Last Will & Testament
A Last Will and Testament is supposed to be a way to communicate your wishes after you’re gone… but there are a lot of “extra” things DIY people (and even some attorneys) put into Wills that really don’t belong there and could cause problems down the road.
Why shouldn’t you be able to put whatever you want to put in a Last Will and Testament? It could cause problems. Three things you need to keep in mind about a Last Will and Testament are:
- When is it going to be read
- When is it active as a legal document
- How could it potentially be attacked if you put the wrong things into it
The Seven Things
As we go through these seven things we are going to keep the above three factors in mind.
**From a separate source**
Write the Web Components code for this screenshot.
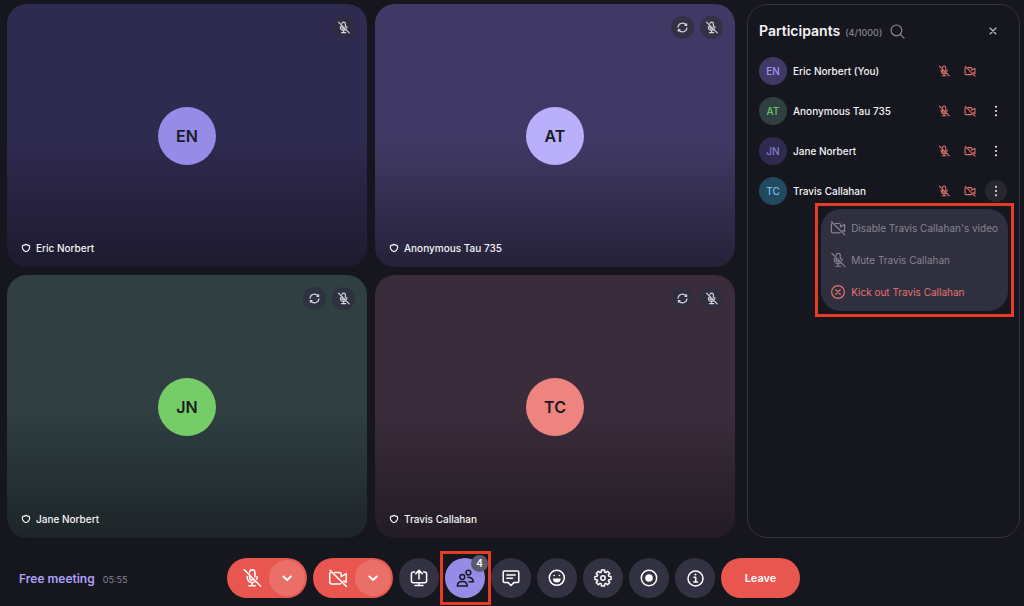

The first thing to not put into a Last Will and Testament which may seem counterintuitive, you don’t want to put your funeral wishes into a will. Sometimes we put a little exception if it is going to be burial vs cremation. But you are far better off having those things just written out separately, not in any formal way, and certainly not handwritten out in a way it could be considered a holographic will.
You just want to be able to say look here is what I want, but leave everything kind of up to the discretion of the family or your executor in the will to make those things happen if there is any kind of conflict. Usually it just sort of happens, but the last thing you want to do is put I want this, this specific thing and this specific thing. If the family doesn’t know about it and they aren’t reading the will until after you’re gone and buried, and somewhere in your will it says cremation, now they have to go to the cost and expense of exhuming your body so it can be cremated if they buried you. Leave those things out but have stuff separately put in writing, “Here’s what I want.” Be as general as you are okay with, and let your family or the executor just follow through with filling in the gaps.
Another potential great thing, if you want to have pre-planning with the funeral home where they can go into all of those details and put them separately in place, your not jamming it into a will which is your legal document about what you want to have happen to your stuff after you have passed on, not want to have necessarily to your body.
A second thing; where to dispose of cremation ashes. It’s kind of the same thing about funeral wishes. But often even if they want to keep it simple and they want to put in their will they want cremated they keep wanting to push in well here’s where I want the ashes spread. It could be illegal to do that. One popular one that I’ve seen people do is, oh we had our honeymoon at Disney World and we have a lot of great memories. I want my ashes spread in Disney World.
That’s not going to happen. It is illegal to do that. If those were your wishes and surreptitiously some family members end up doing it, it’s still illegal but at least you are not putting it into your Last and Will and Testament for them to do something illegal. Disposition of bodies and ashes and things like that, keep that out of the will.
Third thing; now we’re talking about getting into areas that a will isn’t supposed to be covering cause it isn’t an active document and secondly it’s not likely to be read until after you are dead and that is what are some of your health care options? I want this person to be my health care agent. That doesn’t belong in a Last Will and Testament, that belongs in a Healthcare Power of Attorney.
If you’ve got some specific things that you would put into a Health Care POA and you want this person to be in charge, well they’re not going to read the will until after you are dead, and it’s not an active legal document until after you are dead. So if you put I want my best friend to be making all the health care decisions. I have three kids but I don’t think they are necessarily emotionally mature enough to handle it. I want my friend to do it and you put it in your will, no one is going to see it. The doctors are going to turn to the next of kin, which can be the three kids and they can argue and fight over it and your friend is on the sideline. They are not going to know until after you are gone if it is in a will. So leave that stuff out!